Today in Young Women's (the LDS Church's program for girls between 12 and 18) the lesson was entitled "Preparing to Become an Eternal Companion" and the two major emphasises were on spiritual preparation and homemaking skills. I must compliment the woman who taught, as she did strive to make sure the girls understood that these skills were useful regardless of whether you marry or not, but that didn't mean I felt less of a fool during the lesson. Much like the conflict between Miss Austen and her niece Fanny, how am I to advise these girls on any of the lessons on marriage and family this year? In their adolescent minds, my single-ness undermines anything I might have to say on the subject.

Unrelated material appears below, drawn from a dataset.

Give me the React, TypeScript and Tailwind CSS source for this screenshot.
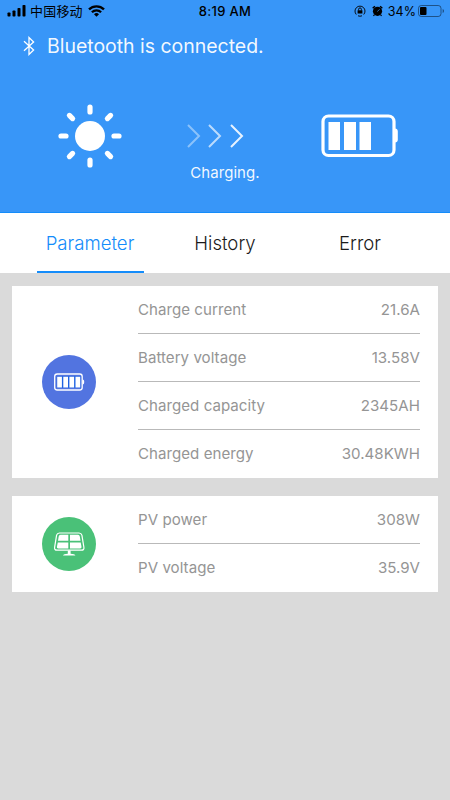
import React from "react";

type Row = { label: string; value: string };

const battery: Row[] = [
  { label: "Charge current", value: "21.6A" },
  { label: "Battery voltage", value: "13.58V" },
  { label: "Charged capacity", value: "2345AH" },
  { label: "Charged energy", value: "30.48KWH" },
];

const solar: Row[] = [
  { label: "PV power", value: "308W" },
  { label: "PV voltage", value: "35.9V" },
];

function StatusBar() {
  return (
    <div className="grid h-[22px] grid-cols-3 items-center pl-[7px] pr-[5px] text-black">
      <div className="flex items-center">
        <svg width="19" height="12" viewBox="0 0 19 12" fill="currentColor">
          <rect x="0.5" y="7.5" width="3" height="4" rx="0.8" />
          <rect x="5.5" y="5.5" width="3" height="6" rx="0.8" />
          <rect x="10.5" y="3" width="3" height="8.5" rx="0.8" />
          <rect x="15.5" y="0" width="3" height="11.5" rx="0.8" />
        </svg>
        <span className="ml-[4px] whitespace-nowrap font-['Noto_Sans_CJK_SC',sans-serif] text-[13px] font-normal leading-[20px] tracking-[0.2px]">中国移动</span>
        <svg className="ml-[5px]" width="17" height="12" viewBox="0 0 17 12" fill="none" stroke="currentColor" strokeWidth="2.3">
          <path d="M1 4.4a10.6 10.6 0 0 1 15 0" />
          <path d="M3.9 7.2a6.6 6.6 0 0 1 9.2 0" />
          <path d="M8.5 11.8 6 9.2a3.6 3.6 0 0 1 5 0z" fill="currentColor" stroke="none" />
        </svg>
      </div>
      <div className="pr-[2px] text-center text-[13px] font-medium leading-[20px] tracking-[0.3px]">8:19 AM</div>
      <div className="flex items-center justify-end">
        <svg width="12" height="12" viewBox="0 0 12 12" fill="none" stroke="currentColor">
          <path d="M2.3 9.5A5 5 0 1 1 9.7 9.5M4 10.8a5 5 0 0 0 4 0" strokeWidth=".9" />
          <rect x="3.6" y="5.3" width="4.8" height="3.2" fill="currentColor" stroke="none" />
          <path d="M4.6 5.5V4.3a1.4 1.4 0 0 1 2.8 0v1.2" strokeWidth=".9" />
        </svg>
        <svg className="ml-[6px]" width="11" height="12" viewBox="0 0 11 12">
          <circle cx="5.5" cy="6.3" r="4.6" />
          <path d="M.7 3.3 2.9 1.2M10.3 3.3 8.1 1.2" stroke="#000" strokeWidth="1.5" />
          <path d="M2.3 9.8 1.5 11M8.7 9.8l.8 1.2" stroke="#000" strokeWidth="1.2" />
          <path d="M5.3 6.5 7.7 4.3" stroke="#3896f8" strokeWidth=".7" />
        </svg>
        <span className="ml-[5px] pt-[1px] text-[12.5px] leading-[20px] tracking-[0.05px]">34%</span>
        <svg className="ml-[2px]" width="27" height="12" viewBox="0 0 27 12">
          <rect x=".5" y=".5" width="22.5" height="11" rx="2.8" fill="none" stroke="#000" strokeOpacity=".45" />
          <rect x="2" y="2" width="6.5" height="8" rx="1" />
          <path d="M24.7 4v4a2.2 2.2 0 0 0 0-4" fillOpacity=".5" />
        </svg>
      </div>
    </div>
  );
}

function Header() {
  return (
    <header className="flex h-[213px] flex-col border-b border-[#148cfa] bg-[#3896f8] text-white">
      <StatusBar />
      <div className="flex h-[48px] items-center pl-[23px]">
        <svg width="12" height="20" viewBox="0 0 12 20" fill="none" stroke="currentColor" strokeWidth="1.3">
          <path d="M1 5.3 10.6 14 6 18.4V1.6l4.6 4.4L1 14.7" />
        </svg>
        <h1 className="ml-[12px] text-[19.5px] font-normal leading-[24px] tracking-[-0.03px] text-white/95">Bluetooth is connected.</h1>
      </div>
      <div className="flex pl-[57px]">
        <svg className="mt-[33px]" width="66" height="66" viewBox="-33 -33 66 66">
          <circle r="15" fill="#fff" />
          <path
            d="M0-29v5M0 24v5M-29 0h5M24 0h5M-20.6-20.6l3.2 3.2M20.6-20.6l-3.2 3.2M-20.6 20.6l3.2-3.2M20.6 20.6l-3.2-3.2"
            stroke="#fff"
            strokeWidth="5.2"
            strokeLinecap="round"
          />
        </svg>
        <div className="ml-[62px] flex w-[80px] flex-col items-center">
          <svg className="mt-[54px] mr-[21px]" width="58" height="24" viewBox="0 0 58 24" fill="none" stroke="#fff" strokeWidth="2">
            <path d="M2 1l11 11L2 23" opacity=".42" />
            <path d="M23 1l11 11-11 11" opacity=".66" />
            <path d="M45 1l11 11-11 11" opacity=".88" />
          </svg>
          <p className="mt-[15px] text-[15px] font-normal leading-[20px] tracking-[0.05px] text-white/95">Charging.</p>
        </div>
        <svg className="ml-[55px] mt-[43px]" width="78" height="46" viewBox="0 0 78 46" fill="none">
          <rect x="3" y="3" width="71" height="39.5" rx="5.5" stroke="#fff" strokeWidth="3.2" />
          <path d="M8.5 9H20v28H8.500zM24 9h12v28H24zM39.500 9H51v28H39.500z" fill="#fff" />
          <path d="M75 15.500c1.800 0 2.800 1 2.800 3v8c0 2-1 3-2.800 3z" fill="#fff" />
        </svg>
      </div>
    </header>
  );
}

function Tabs() {
  return (
    <nav className="flex h-[60px] justify-center bg-white text-[18.6px] font-light leading-[24px] text-[#1b1b1b]">
      <div className="flex w-[135px] justify-center">
        <button className="flex w-[107px] justify-center border-b-2 border-[#148cfa] pt-[18px] text-[#148cfa]">Parameter</button>
      </div>
      <button className="flex w-[135px] justify-center pt-[18px]">History</button>
      <button className="flex w-[135px] justify-center pt-[18px]">Error</button>
    </nav>
  );
}

function Card({ rows, children }: { rows: Row[]; children: React.ReactNode }) {
  return (
    <section className="flex items-center bg-white pr-[18px]">
      <div className="flex w-[126px] justify-start pl-[30px]">{children}</div>
      <dl className="flex-1">
        {rows.map((r) => (
          <div
            key={r.label}
            className="flex h-[48px] items-center justify-between border-b border-[#b9b9b9] pt-[1.5px] text-[15.1px] font-normal leading-[20px] tracking-[0.03px] text-[#959595] last:border-transparent"
          >
            <dt>{r.label}</dt>
            <dd>{r.value}</dd>
          </div>
        ))}
      </dl>
    </section>
  );
}

function BatteryBadge() {
  return (
    <svg width="54" height="54" viewBox="0 0 54 54">
      <circle cx="27" cy="27" r="27" fill="#5274e0" />
      <rect x="12.7" y="19" width="27.5" height="16" rx="2.5" fill="none" stroke="#fff" strokeWidth="1.3" />
      <path d="M14.8 21.2h23.8v11.6H14.8z" fill="#1f63e2" />
      <path d="M15.2 21.7h4.7v10.8h-4.7zM21.3 21.7h4.7v10.8h-4.7zM27.4 21.7h4.7v10.8h-4.7zM33.5 21.7h4.7v10.8h-4.7z" fill="#fff" />
      <path d="M40.5 24.5c1.4 0 1.7 1 1.7 2.5s-.3 2.5-1.7 2.5z" fill="#fff" />
    </svg>
  );
}

function SolarBadge() {
  return (
    <svg width="54" height="54" viewBox="0 0 54 54">
      <circle cx="27" cy="27" r="27" fill="#4ac178" />
      <path d="M17.5 16H37q2.300 0 2.900 2.200l2 12.200q.4 2.800-2.400 2.800H15q-2.800 0-2.400-2.800l2-12.200q.6-2.200 2.900-2.200z" fill="none" stroke="#fff" strokeWidth="1.2" />
      <path d="M18.5 17.8h7.8v6H16l.7-4.300q.3-1.700 1.800-1.700zM28 17.800h8q1.500 0 1.800 1.700l.7 4.300H28zM15.800 25.400h10.500v6h-10q-1.700 0-1.400-1.700zM28 25.400h10.700l.8 4.300q.3 1.700-1.400 1.700H28z" fill="#fff" />
      <path d="M25.800 33.500h2.800v3.200q4.200.2 4.800 1.800H21q.6-1.600 4.800-1.800z" fill="#fff" />
    </svg>
  );
}

export default function App() {
  return (
    <div className="flex min-h-[800px] w-[450px] flex-col bg-[#dadada] font-['Inter','Liberation_Sans',sans-serif]">
      <Header />
      <Tabs />
      <main className="flex flex-col gap-[18px] px-[12px] pt-[12.5px]">
        <Card rows={battery}>
          <BatteryBadge />
        </Card>
        <Card rows={solar}>
          <SolarBadge />
        </Card>
      </main>
    </div>
  );
}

Returning to the subject of career, how many of my single women readers have had it suggested to them that if they weren't so "career-oriented" they might happen upon a husband? How many have heard the words "not getting any younger" uttered in their presence, about them or, more likely, someone else in a similar situation? Does it occur to no one that building a future, a safety net, self-reliance, is what we have to do? We cannot stay at home and keep house for our mothers and fathers, just wishing and hoping that The One (if such a creature does, indeed, exist) to magically appear on our doorstep. We do not need to have the brilliance, grandeur, and wonder of wifehood and motherhood dictated to us repeatedly. We have seen it in the lives our friends who find happiness and joy in those roles. We have also seen the sorrow of ill-advised marriages, the pain of divorce, and the misery of choosing poorly.

The sum of this ranting is to say that I loved Miss Austen Regrets. It struck a chord with me. Maybe the reason I love her works so much is that I believe I sense a kindred spirit. Her books are about women fighting their own faults and the judgements and follies of others to make their right choice, to find their own happiness. Miss Austen walked a different path than the great majority of her peers; maybe she regretted it, maybe not. But her enduring legacy is that she did it bravely.